Dijelaskan pula tentang pertanggung jawaban kepada publik. "Tentunya kalau ada publik mengirimkan surat sampai 8 kali dan datang tidak dilayani, itu merupakan aspek kode etik advokat dan surat patut dijawab," papar Sugeng.

Sementara itu, Hoky yang juga seorang wartawan senior, usai persidangan mengatakan, fakta dugaan pemalsuan data tersebut dapat dengan sangat mudah dibuktikan, karena ada 3 versi kepengurusan berbeda dalam satu peristiwa Munaslub Apkomindo tertanggal 2 Februari 2015.

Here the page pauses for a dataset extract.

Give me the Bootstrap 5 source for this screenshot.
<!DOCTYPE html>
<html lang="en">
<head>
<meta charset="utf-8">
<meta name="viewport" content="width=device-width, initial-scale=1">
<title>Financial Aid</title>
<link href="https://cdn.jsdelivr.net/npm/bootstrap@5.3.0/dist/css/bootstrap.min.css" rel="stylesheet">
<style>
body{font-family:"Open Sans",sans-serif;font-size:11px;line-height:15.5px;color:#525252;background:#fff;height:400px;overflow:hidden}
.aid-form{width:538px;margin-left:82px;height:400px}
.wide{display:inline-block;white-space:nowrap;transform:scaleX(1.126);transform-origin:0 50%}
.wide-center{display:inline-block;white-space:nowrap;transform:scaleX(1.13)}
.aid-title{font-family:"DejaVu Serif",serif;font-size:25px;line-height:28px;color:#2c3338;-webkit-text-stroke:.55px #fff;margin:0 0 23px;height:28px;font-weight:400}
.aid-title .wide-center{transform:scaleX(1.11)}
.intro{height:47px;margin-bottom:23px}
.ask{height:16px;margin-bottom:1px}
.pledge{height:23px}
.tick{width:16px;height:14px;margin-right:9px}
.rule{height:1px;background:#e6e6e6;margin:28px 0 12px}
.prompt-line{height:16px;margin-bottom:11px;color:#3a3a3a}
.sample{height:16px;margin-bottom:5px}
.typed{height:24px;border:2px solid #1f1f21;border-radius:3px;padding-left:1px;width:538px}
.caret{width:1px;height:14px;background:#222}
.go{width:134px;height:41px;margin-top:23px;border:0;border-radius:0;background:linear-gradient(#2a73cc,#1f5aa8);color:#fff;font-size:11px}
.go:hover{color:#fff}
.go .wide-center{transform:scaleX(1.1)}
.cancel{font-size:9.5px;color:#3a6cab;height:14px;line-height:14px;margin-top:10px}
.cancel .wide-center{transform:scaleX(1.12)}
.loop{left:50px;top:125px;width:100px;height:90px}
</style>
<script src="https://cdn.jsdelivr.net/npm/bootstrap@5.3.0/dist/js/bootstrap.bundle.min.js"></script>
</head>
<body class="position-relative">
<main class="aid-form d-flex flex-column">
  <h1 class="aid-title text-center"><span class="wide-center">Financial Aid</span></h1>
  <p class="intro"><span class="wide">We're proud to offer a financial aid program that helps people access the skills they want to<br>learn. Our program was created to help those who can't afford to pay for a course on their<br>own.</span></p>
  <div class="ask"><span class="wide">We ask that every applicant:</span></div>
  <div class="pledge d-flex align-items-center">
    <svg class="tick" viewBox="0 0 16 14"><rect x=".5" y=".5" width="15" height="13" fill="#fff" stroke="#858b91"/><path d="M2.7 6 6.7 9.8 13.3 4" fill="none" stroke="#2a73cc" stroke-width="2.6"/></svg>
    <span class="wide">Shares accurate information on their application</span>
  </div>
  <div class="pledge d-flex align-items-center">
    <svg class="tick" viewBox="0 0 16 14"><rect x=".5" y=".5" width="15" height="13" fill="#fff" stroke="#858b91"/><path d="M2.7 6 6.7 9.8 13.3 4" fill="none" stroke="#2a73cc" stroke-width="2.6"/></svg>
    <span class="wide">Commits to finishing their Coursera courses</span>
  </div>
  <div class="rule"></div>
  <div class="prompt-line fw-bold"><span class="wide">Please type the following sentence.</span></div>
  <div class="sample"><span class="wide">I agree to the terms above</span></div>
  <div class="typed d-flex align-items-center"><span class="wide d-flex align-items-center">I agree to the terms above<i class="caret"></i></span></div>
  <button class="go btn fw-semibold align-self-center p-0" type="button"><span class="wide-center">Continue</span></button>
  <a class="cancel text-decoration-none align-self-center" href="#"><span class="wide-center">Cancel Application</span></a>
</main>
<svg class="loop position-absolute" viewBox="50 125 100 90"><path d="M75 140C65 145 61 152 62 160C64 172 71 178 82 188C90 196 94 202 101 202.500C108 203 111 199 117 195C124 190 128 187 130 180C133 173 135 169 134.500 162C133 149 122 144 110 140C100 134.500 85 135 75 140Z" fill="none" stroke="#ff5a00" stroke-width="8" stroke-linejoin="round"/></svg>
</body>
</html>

Versi pertama fakta sesungguhnya pengurus Apkomindo terpilih pada peristiwa Munaslub tertanggal 2 Februari 2015 adalah Rudi Rusdiah sebagai Ketum dan Rudy Dermawan Muliadi sebagai Sekjen serta Suharto Juwono sebagai Bendahara.

Selanjutnya versi kedua dalam surat Gugatan perkara No: 633/Pdt.G/2018/PN JKT.SEL. yang dibuat oleh kantor hukum Otto Hasibuan dimana ditandatangani oleh Otto Hasibuan dan Sordame Purba serta Nurul Firdausi tertuliskan hasil peristiwa Munaslub Apkomindo tertanggal 2 Februari 2015 terpilih Rudy Dermawan Muliadi sebagai Ketum dan Faaz Ismail sebagai Sekjen serta Adnan sebagai Bendahara.

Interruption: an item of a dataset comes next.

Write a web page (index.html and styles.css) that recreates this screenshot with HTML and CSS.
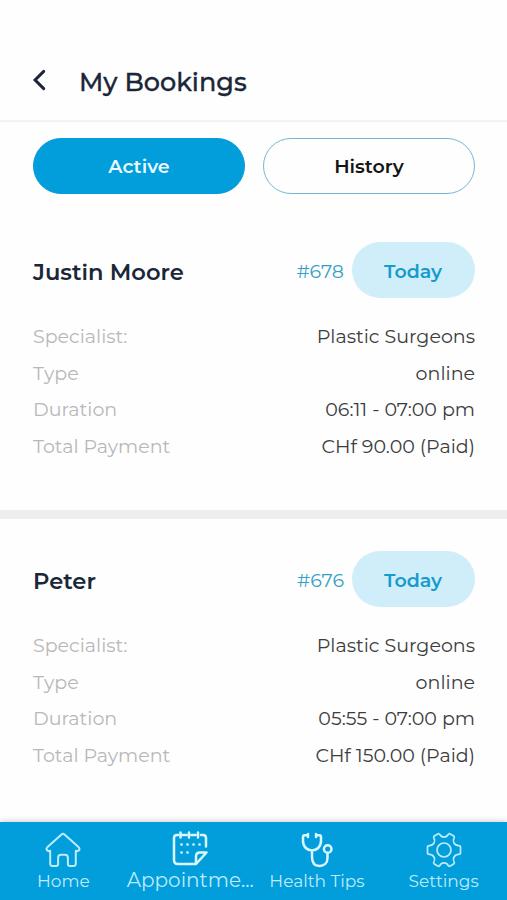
FILE: index.html
```html
<!DOCTYPE html>
<html lang="en">
<head>
<meta charset="utf-8">
<meta name="viewport" content="width=device-width, initial-scale=1">
<title>My Bookings</title>
<link rel="stylesheet" href="styles.css">
</head>
<body>
<div class="app">
  <header class="header">
    <svg class="back" width="14" height="22" viewBox="0 0 14 22"><path d="M11.700 2.400 3.100 11l8.600 8.600"/></svg>
    <h1 class="title">My Bookings</h1>
  </header>
  <main class="content">
    <div class="tabs">
      <button class="tab tab-active">Active</button>
      <button class="tab">History</button>
    </div>
    <section class="booking">
      <div class="booking-head">
        <h2 class="name">Justin Moore</h2>
        <span class="number">#678</span>
        <span class="badge">Today</span>
      </div>
      <dl class="details">
        <div class="row"><dt>Specialist:</dt><dd>Plastic Surgeons</dd></div>
        <div class="row"><dt>Type</dt><dd>online</dd></div>
        <div class="row"><dt>Duration</dt><dd>06:11 - 07:00 pm</dd></div>
        <div class="row"><dt>Total Payment</dt><dd>CHf 90.00 (Paid)</dd></div>
      </dl>
    </section>
    <section class="booking">
      <div class="booking-head">
        <h2 class="name">Peter</h2>
        <span class="number">#676</span>
        <span class="badge">Today</span>
      </div>
      <dl class="details">
        <div class="row"><dt>Specialist:</dt><dd>Plastic Surgeons</dd></div>
        <div class="row"><dt>Type</dt><dd>online</dd></div>
        <div class="row"><dt>Duration</dt><dd>05:55 - 07:00 pm</dd></div>
        <div class="row"><dt>Total Payment</dt><dd>CHf 150.00 (Paid)</dd></div>
      </dl>
    </section>
  </main>
  <nav class="nav">
    <a class="item">
      <svg width="36" height="36" viewBox="0 0 36 36"><path d="M16.500 2.400Q18 1.100 19.500 2.400L33.500 15.100Q35.200 16.900 34 18.300Q32.700 19.700 30.800 18.700V31.500Q30.800 34 28.500 34H24.800Q22.900 34 22.900 32V26Q22.900 22.700 20 22.700H16Q13.100 22.700 13.100 26V32Q13.100 34 11.200 34H7.500Q5.200 34 5.200 31.500V18.700Q3.300 19.700 2 18.300Q.8 16.900 2.500 15.100Z"/></svg>
      <span>Home</span>
    </a>
    <a class="item item-current">
      <svg width="36" height="36" viewBox="0 0 36 36"><path class="bold" d="M6 5H5Q2 5 2 8V30Q2 34 6 34H24L34.500 22.500H28Q24 22.500 24 26.500V34M10.500 5h4M19.500 5h4M29 5h2Q34 5 34 8V16.500M8.500 2.500v5M17 2.500v5M26 2.500v5"/><path class="dots" d="M9.500 14.500h.1M15.500 14.500h.1M21.500 14.500h.1M27.500 14.500h.1M9.500 22.500h.1M15.500 22.500h.1"/></svg>
      <span>Appointme...</span>
    </a>
    <a class="item">
      <svg width="36" height="36" viewBox="0 0 36 36"><path class="bold" d="M9 2V5M9 3.300H5.500Q4 3.300 4 5V9C4 15 8.500 18.500 13 18.500S22 15 22 9V5Q22 3.300 20.500 3.300H17M17 2V5M13 18.500V25C13 31 16 34 20.500 34S28.500 31 28.500 26V21"/><circle class="bold" cx="28.700" cy="17" r="3.800"/></svg>
      <span>Health Tips</span>
    </a>
    <a class="item item-settings">
      <svg width="36" height="36" viewBox="0 0 36 36"><path d="M11.800 2Q13 1.200 13.800 2.500C15.500 5.900 20.500 5.900 22.200 2.500Q23 1.200 24.200 2L27.700 4Q28.800 4.700 28.100 6C26 9.300 28.500 13.600 32.500 13.600Q34.500 13.600 34.500 15V21Q34.500 22.400 32.500 22.400C28.500 22.400 26 26.700 28.100 30Q28.800 31.300 27.700 32L24.200 34Q23 34.800 22.200 33.500C20.500 30.100 15.500 30.100 13.800 33.500Q13 34.800 11.800 34L8.300 32Q7.200 31.300 7.900 30C10 26.700 7.500 22.400 3.500 22.400Q1.500 22.400 1.500 21V15Q1.500 13.600 3.500 13.600C7.500 13.600 10 9.300 7.900 6Q7.200 4.700 8.300 4Z"/><circle cx="18" cy="18" r="7"/></svg>
      <span>Settings</span>
    </a>
  </nav>
</div>
</body>
</html>
```
FILE: styles.css
```css
* { box-sizing: border-box; }
body { margin: 0; background: #fefefe; font-family: Montserrat, Inter, "Liberation Sans", sans-serif; }
h1, h2, dl, dd { margin: 0; }
.app { height: 900px; display: flex; flex-direction: column; overflow: hidden; }
.header { height: 122px; padding: 40px 32px 0; display: flex; align-items: center; border-bottom: 2px solid #f3f3f3; }
.back { fill: none; stroke: #1b2738; stroke-width: 3; stroke-linecap: round; }
.title { margin: 3px 0 0 33px; font-size: 25.5px; line-height: 34px; font-weight: 500; color: #1b2738; -webkit-text-stroke: .3px #1b2738; white-space: nowrap; }
.content { flex: 1; min-height: 0; overflow: hidden; }
.tabs { display: flex; gap: 18px; padding: 16px 32px 0 33px; }
.tab { flex: 1; height: 56px; border: 1px solid #72b8d0; border-radius: 28px; background: #fefefe; padding: 2px 0 0; font: 600 19px/24px Montserrat, Inter, sans-serif; color: #141414; }
.tab-active { background: #029ddb; border-color: #029ddb; color: #e8faff; }
.booking { height: 325px; padding: 48px 32px 0 33px; border-bottom: 9px solid #eee; }
.booking + .booking { height: 303px; padding-top: 32px; border-bottom: 0; }
.booking-head { display: flex; align-items: center; height: 56px; }
.name { flex: 1; font-size: 22.6px; font-weight: 600; color: #1b2738; padding-top: 4px; }
.number { font-size: 19px; color: #35a0c6; padding-top: 3px; margin-right: 8px; }
.badge { width: 123px; height: 56px; padding-right: 1px; border-radius: 28px; background: #d0eef9; color: #149ccb; font-size: 19px; font-weight: 600; line-height: 59px; text-align: center; }
.details { padding-top: 21px; }
.row { display: flex; justify-content: space-between; height: 36.5px; line-height: 36.5px; font-size: 19.05px; color: #3c3c3c; white-space: nowrap; }
.row dt { color: #b8b8b8; }
.nav { position: relative; height: 78px; flex: none; display: grid; grid-template-columns: repeat(4, 1fr); background: #029ddb; box-shadow: 0 -1px 6px rgba(0,0,0,.18); }
.item { display: flex; flex-direction: column; align-items: center; padding-top: 10px; color: #bcecfb; font-size: 17px; line-height: 26px; white-space: nowrap; }
.item svg { fill: none; stroke: #bcecfb; stroke-width: 2; stroke-linecap: round; stroke-linejoin: round; }
.item .bold { stroke: #d9f7ff; stroke-width: 2.5; }
.item .dots { stroke: #d9f7ff; stroke-width: 2.6; }
.item-current { padding-top: 8px; font-size: 20px; line-height: 28px; }
.item-settings svg { stroke-width: 1.7; }
```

Padahal Rudi Rusdiah selaku saksi fakta yang terpilih sebagai Ketum pada peristiwa Munaslub Apkomindo tertanggal 2 Februari 2015 telah hadir dan menjadi saksi untuk pihak Hoky serta telah menjelaskan hal yang sebenarnya, namun hakim perkara di PN JakSel tersebut yang dipimpin oleh Ratmoho sebagai ketua majelis hakim dan Haruno Patriadi bersama Dedy Hermawan masing-masing sebagai hakim anggota dengan panitera pengganti M. Yusuf Shalahuddin tetap mengabulkan gugatan Rudy Dermawan Muliadi dan Faaz Ismail meskipun diduga kuat menggunakan dokumen palsu.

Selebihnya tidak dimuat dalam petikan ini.